● **SHORT TASK**:
Search the data for the word "index". Reproduce every line where it is found.

>> Begin

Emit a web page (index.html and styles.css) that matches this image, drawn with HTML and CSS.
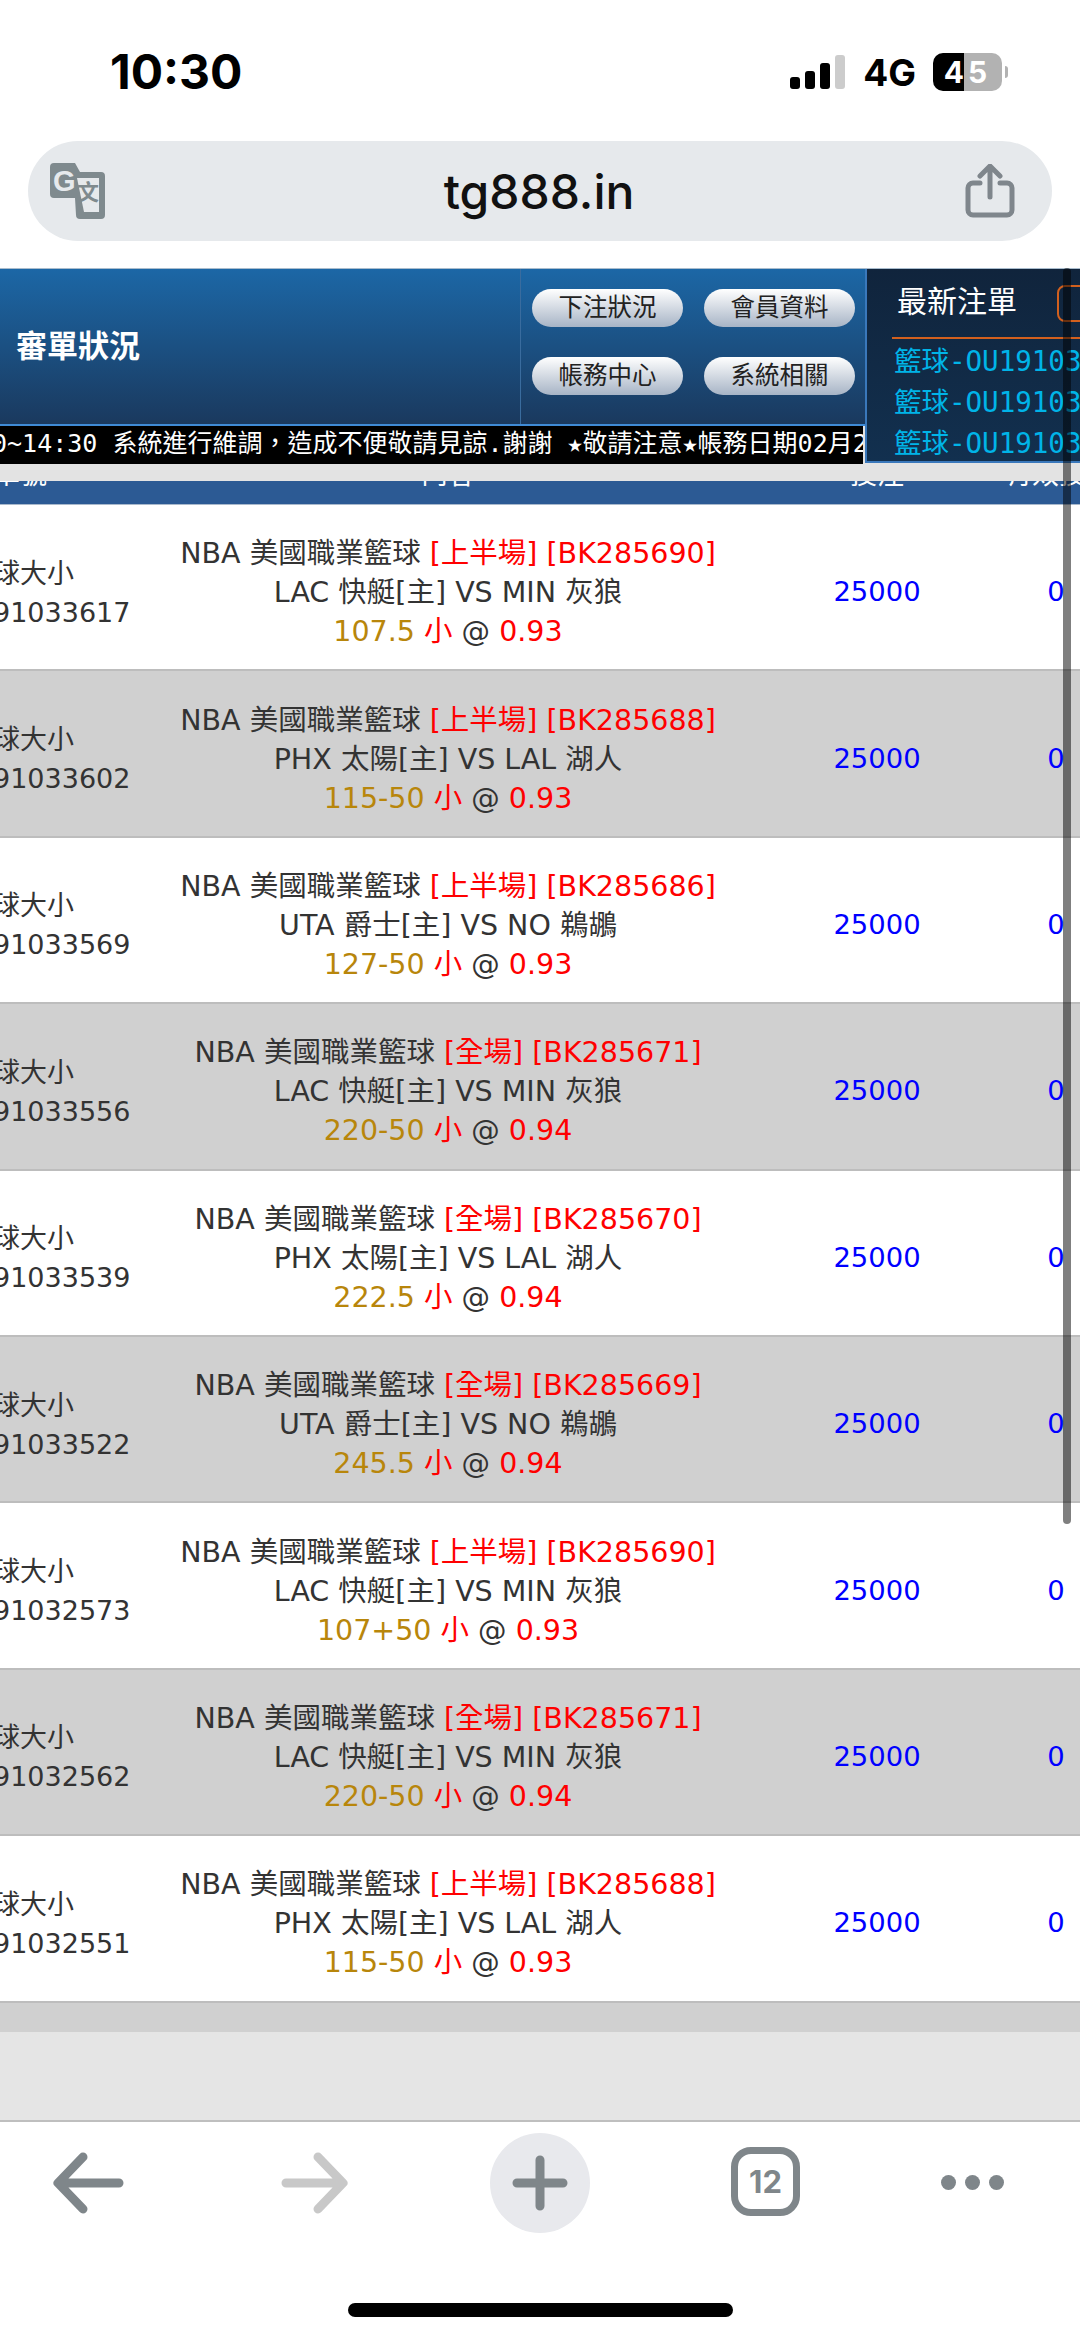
FILE: index.html
```html
<!DOCTYPE html>
<html lang="zh-Hant">
<head>
    <meta charset="UTF-8">
    <title>tg888.in</title>
    <link rel="stylesheet" href="styles.css">
</head>
<body>
    <div class="status-bar">
        <span class="clock">10:30</span>
        <div class="status-right">
            <div class="signal"><i class="b1"></i><i class="b2"></i><i class="b3"></i><i class="b4"></i></div>
            <span class="net">4G</span>
            <div class="battery">45</div>
            <i class="battery-nub"></i>
        </div>
    </div>
    <div class="url-bar">
        <svg class="translate-icon" width="55" height="56" viewBox="0 0 55 56">
            <path d="M4 0h21l5 9h21a4 4 0 0 1 4 4v39a4 4 0 0 1-4 4H30a4 4 0 0 1-4-4l-1-17H4a4 4 0 0 1-4-4V4a4 4 0 0 1 4-4z" fill="#7f8a8e"/>
            <path d="M27 15h22v34H34z" fill="#e6e9ec"/>
            <text x="3" y="28" class="t-g">G</text>
            <text x="27" y="37" class="t-w">文</text>
        </svg>
        <span class="url-text">tg888.in</span>
        <svg class="share-icon" width="50" height="54" viewBox="0 0 50 54" fill="none" stroke="#7f868c" stroke-width="5" stroke-linecap="round" stroke-linejoin="round">
            <path d="M15 19H8a5 5 0 0 0-5 5v22a5 5 0 0 0 5 5h34a5 5 0 0 0 5-5V24a5 5 0 0 0-5-5h-7"/>
            <path d="M25 33V3M15 12l10-10 10 10"/>
        </svg>
    </div>

    <div class="page">
        <div class="top">
            <div class="top-left">
                <div class="banner">
                    <div class="banner-title">審單狀況</div>
                    <div class="menu">
                        <a class="menu-btn">下注狀況</a>
                        <a class="menu-btn">會員資料</a>
                        <a class="menu-btn">帳務中心</a>
                        <a class="menu-btn">系統相關</a>
                    </div>
                </div>
                <div class="ticker">0~14:30 系統進行維調，造成不便敬請見諒.謝謝 ★敬請注意★帳務日期02月21日</div>
            </div>
            <div class="latest">
                <div class="latest-head">
                    <span>最新注單</span>
                    <i class="latest-box"></i>
                </div>
                <div class="latest-list">
                    <div>籃球-OU191033617</div>
                    <div>籃球-OU191033602</div>
                    <div>籃球-OU191033569</div>
                </div>
            </div>
        </div>
        <div class="gray-strip"></div>

        <div class="table">
            <div class="thead">
                <span>單號</span>
                <span class="center">內容</span>
                <span class="center">投注</span>
                <span class="last">有效投注</span>
            </div>

            <div class="row">
                <div class="c-id">球大小<br>91033617</div>
                <div class="c-info">NBA 美國職業籃球 <em>[上半場] [BK285690]</em><br>LAC 快艇[主] VS MIN 灰狼<br><b>107.5</b> <em>小</em> @ <em>0.93</em></div>
                <div class="c-num">25000</div>
                <div class="c-num">0</div>
            </div>
            <div class="row alt">
                <div class="c-id">球大小<br>91033602</div>
                <div class="c-info">NBA 美國職業籃球 <em>[上半場] [BK285688]</em><br>PHX 太陽[主] VS LAL 湖人<br><b>115-50</b> <em>小</em> @ <em>0.93</em></div>
                <div class="c-num">25000</div>
                <div class="c-num">0</div>
            </div>
            <div class="row">
                <div class="c-id">球大小<br>91033569</div>
                <div class="c-info">NBA 美國職業籃球 <em>[上半場] [BK285686]</em><br>UTA 爵士[主] VS NO 鵜鶘<br><b>127-50</b> <em>小</em> @ <em>0.93</em></div>
                <div class="c-num">25000</div>
                <div class="c-num">0</div>
            </div>
            <div class="row alt">
                <div class="c-id">球大小<br>91033556</div>
                <div class="c-info">NBA 美國職業籃球 <em>[全場] [BK285671]</em><br>LAC 快艇[主] VS MIN 灰狼<br><b>220-50</b> <em>小</em> @ <em>0.94</em></div>
                <div class="c-num">25000</div>
                <div class="c-num">0</div>
            </div>
            <div class="row">
                <div class="c-id">球大小<br>91033539</div>
                <div class="c-info">NBA 美國職業籃球 <em>[全場] [BK285670]</em><br>PHX 太陽[主] VS LAL 湖人<br><b>222.5</b> <em>小</em> @ <em>0.94</em></div>
                <div class="c-num">25000</div>
                <div class="c-num">0</div>
            </div>
            <div class="row alt">
                <div class="c-id">球大小<br>91033522</div>
                <div class="c-info">NBA 美國職業籃球 <em>[全場] [BK285669]</em><br>UTA 爵士[主] VS NO 鵜鶘<br><b>245.5</b> <em>小</em> @ <em>0.94</em></div>
                <div class="c-num">25000</div>
                <div class="c-num">0</div>
            </div>
            <div class="row">
                <div class="c-id">球大小<br>91032573</div>
                <div class="c-info">NBA 美國職業籃球 <em>[上半場] [BK285690]</em><br>LAC 快艇[主] VS MIN 灰狼<br><b>107+50</b> <em>小</em> @ <em>0.93</em></div>
                <div class="c-num">25000</div>
                <div class="c-num">0</div>
            </div>
            <div class="row alt">
                <div class="c-id">球大小<br>91032562</div>
                <div class="c-info">NBA 美國職業籃球 <em>[全場] [BK285671]</em><br>LAC 快艇[主] VS MIN 灰狼<br><b>220-50</b> <em>小</em> @ <em>0.94</em></div>
                <div class="c-num">25000</div>
                <div class="c-num">0</div>
            </div>
            <div class="row">
                <div class="c-id">球大小<br>91032551</div>
                <div class="c-info">NBA 美國職業籃球 <em>[上半場] [BK285688]</em><br>PHX 太陽[主] VS LAL 湖人<br><b>115-50</b> <em>小</em> @ <em>0.93</em></div>
                <div class="c-num">25000</div>
                <div class="c-num">0</div>
            </div>
        </div>
        <div class="table-foot"></div>
        <div class="page-bottom"></div>
        <div class="scroll-thumb"></div>
    </div>

    <div class="toolbar">
        <svg width="100" height="100" viewBox="0 0 100 100" fill="none" stroke="#7f868a" stroke-width="9" stroke-linecap="round" stroke-linejoin="round">
            <path d="M46 24L21 50l25 26M22 50h60"/>
        </svg>
        <svg width="100" height="100" viewBox="0 0 100 100" fill="none" stroke="#c8c8c8" stroke-width="9" stroke-linecap="round" stroke-linejoin="round">
            <path d="M55 24l25 26-25 26M79 50H23"/>
        </svg>
        <svg width="100" height="100" viewBox="0 0 100 100">
            <circle cx="50" cy="50" r="50" fill="#e8e9ed"/>
            <path d="M50 27v46M27 50h46" stroke="#7f868a" stroke-width="9" stroke-linecap="round"/>
        </svg>
        <div class="tabs-count">12</div>
        <div class="more"><i></i><i></i><i></i></div>
    </div>
    <div class="home-bar"><i></i></div>
</body>
</html>
```

FILE: styles.css
```css
html, body {
    margin: 0;
    padding: 0;
}
body {
    width: 1080px;
    height: 2337px;
    overflow: hidden;
    background: #fff;
    font-family: "DejaVu Sans", "Noto Sans CJK TC", sans-serif;
    color: #333;
}

/* status bar */
.status-bar {
    height: 141px;
    display: flex;
    justify-content: space-between;
    padding: 48px 72px 0 110px;
    box-sizing: border-box;
}
.clock {
    font-family: Inter, "Liberation Sans", sans-serif;
    font-weight: 700;
    font-size: 48px;
    line-height: 48px;
    color: #000;
}
.status-right {
    display: flex;
    height: 48px;
    align-items: center;
}
.signal {
    display: flex;
    align-items: flex-end;
    gap: 5px;
    height: 34px;
    margin-right: 18px;
}
.signal i {
    width: 10px;
    background: #000;
    border-radius: 3px;
}
.signal .b1 { height: 12px; }
.signal .b2 { height: 18px; }
.signal .b3 { height: 26px; }
.signal .b4 { height: 34px; background: #ccc; }
.net {
    font-family: Inter, "Liberation Sans", sans-serif;
    font-weight: 700;
    font-size: 37px;
    color: #000;
    margin-right: 17px;
}
.battery {
    width: 69px;
    height: 38px;
    border-radius: 10px;
    background: linear-gradient(90deg, #000 31px, #b2b2b2 31px);
    color: #fff;
    font-family: Inter, "Liberation Sans", sans-serif;
    font-weight: 700;
    font-size: 30px;
    letter-spacing: 4px;
    line-height: 38px;
    text-align: center;
}
.battery-nub {
    width: 3px;
    height: 12px;
    margin-left: 3px;
    border-radius: 0 3px 3px 0;
    background: #b2b2b2;
}

/* url bar */
.url-bar {
    height: 100px;
    margin: 0 28px;
    padding: 0 37px 0 22px;
    border-radius: 50px;
    background: #e6e9ec;
    display: flex;
    align-items: center;
    justify-content: space-between;
}
.url-text {
    margin-left: 8px;
    font-family: Inter, "Liberation Sans", sans-serif;
    font-weight: 500;
    font-size: 48px;
    color: #111;
}
.t-g {
    font-family: "Liberation Sans", sans-serif;
    font-weight: 700;
    font-size: 29px;
    fill: #e6e9ec;
}
.t-w {
    font-family: "Noto Sans CJK TC", sans-serif;
    font-size: 22px;
    font-weight: 700;
    fill: #7f8a8e;
}

/* page */
.page {
    position: relative;
    margin-top: 27px;
}
.top {
    display: flex;
    height: 196px;
    background: #e3e3e3;
    border-top: 1px solid #a9bccd;
    box-sizing: border-box;
}
.top-left {
    width: 865px;
    flex: none;
}
.banner {
    height: 155px;
    display: flex;
    border-bottom: 2px solid #3f8bd6;
    background: linear-gradient(#1c67a6, #1a395e);
}
.banner-title {
    width: 521px;
    padding: 57px 0 0 16px;
    box-sizing: border-box;
    border-right: 1px solid #3a6c9e;
    color: #fff;
    font-weight: 700;
    font-size: 31px;
    line-height: 40px;
}
.menu {
    display: grid;
    grid-template-columns: 151px 151px;
    grid-auto-rows: 38px;
    gap: 30px 21px;
    padding: 20px 0 0 11px;
}
.menu-btn {
    border-radius: 19px;
    background: linear-gradient(#fff, #a7b4c6);
    color: #222;
    font-size: 24.5px;
    line-height: 38px;
    text-align: center;
}
.ticker {
    width: 863px;
    height: 38px;
    overflow: hidden;
    background: #000;
    color: #fff;
    font-family: "DejaVu Sans Mono", "Noto Sans CJK TC", monospace;
    font-size: 25px;
    line-height: 36px;
    white-space: nowrap;
    text-indent: -8px;
}
.latest {
    flex: 1;
    height: 194px;
    box-sizing: border-box;
    border-left: 2px solid #3a78bb;
    border-bottom: 2px solid #3a78bb;
    background: linear-gradient(#10243c, #12304f);
    padding-left: 25px;
    overflow: hidden;
}
.latest-head {
    height: 70px;
    width: 400px;
    display: flex;
    box-sizing: border-box;
    border-bottom: 2px solid #d2601e;
    color: #fff;
    font-size: 30px;
    line-height: 38px;
    padding: 14px 0 0 5px;
}
.latest-box {
    width: 60px;
    height: 37px;
    margin: 2px 0 0 40px;
    border: 2px solid #d2601e;
    border-radius: 8px;
    box-sizing: border-box;
}
.latest-list {
    width: 400px;
    padding: 2px 0 0 2px;
    color: #00b4e8;
    font-family: "DejaVu Sans Mono", "Noto Sans CJK TC", monospace;
    font-size: 27.5px;
    line-height: 41px;
    white-space: nowrap;
}
.gray-strip {
    height: 17px;
    background: #e3e3e3;
}

/* table */
.table {
    margin-left: -7px;
    width: 1100px;
}
.thead,
.row {
    display: grid;
    grid-template-columns: 168px 574px 284px 74px;
}
.thead {
    height: 24px;
    overflow: hidden;
    background: #2c5a94;
    border-bottom: 1px solid #a9b9cc;
    box-sizing: border-box;
    color: #fff;
    font-size: 27px;
    line-height: 16px;
}
.thead span {
    display: block;
    margin-top: -14px;
    white-space: nowrap;
}
.thead .center {
    text-align: center;
}
.thead .last {
    margin-left: -14px;
}
.row {
    height: 166.4px;
    box-sizing: border-box;
    padding-top: 11px;
    border-bottom: 2px solid #bdbdbd;
    font-size: 27px;
    line-height: 39px;
    align-items: center;
}
.row.alt {
    background: #d0d0d0;
}
.c-id {
    white-space: nowrap;
}
.c-info {
    font-size: 28.5px;
    text-align: center;
    white-space: nowrap;
}
.c-info em {
    font-style: normal;
    color: #f00;
}
.c-info b {
    font-weight: 400;
    color: #b8860b;
}
.c-num {
    margin-top: -2px;
    font-size: 27.4px;
    text-align: center;
    color: #00f;
}
.table-foot {
    height: 29px;
    background: #d0d0d0;
}
.page-bottom {
    height: 90px;
    background: #e5e5e5;
    border-bottom: 2px solid #bfbfbf;
    box-sizing: border-box;
}
.scroll-thumb {
    position: absolute;
    top: 0;
    left: 1063px;
    width: 8px;
    height: 1256px;
    border-radius: 4px;
    background: rgba(0, 0, 0, .5);
}

/* bottom toolbar */
.toolbar {
    height: 181px;
    box-sizing: border-box;
    padding: 11px 0 0 37px;
    display: grid;
    grid-template-columns: 226px 227px 225px 207px 1fr;
    align-items: start;
}
.tabs-count {
    width: 69px;
    height: 69px;
    margin: 14px 0 0 16px;
    box-sizing: border-box;
    border: 7px solid #7f868a;
    border-radius: 20px;
    color: #7f868a;
    font-family: Inter, "Liberation Sans", sans-serif;
    font-weight: 700;
    font-size: 31px;
    line-height: 55px;
    text-align: center;
}
.more {
    display: flex;
    gap: 9px;
    margin: 42px 0 0 19px;
}
.more i {
    width: 15px;
    height: 15px;
    border-radius: 50%;
    background: #7f868a;
}
.home-bar {
    height: 15px;
    display: flex;
    justify-content: center;
}
.home-bar i {
    width: 385px;
    height: 14px;
    border-radius: 7px;
    background: #000;
}
```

>> End

● **TASK RESULT**:
Emit a web page (index.html and styles.css) that matches this image, drawn with HTML and CSS.
FILE: index.html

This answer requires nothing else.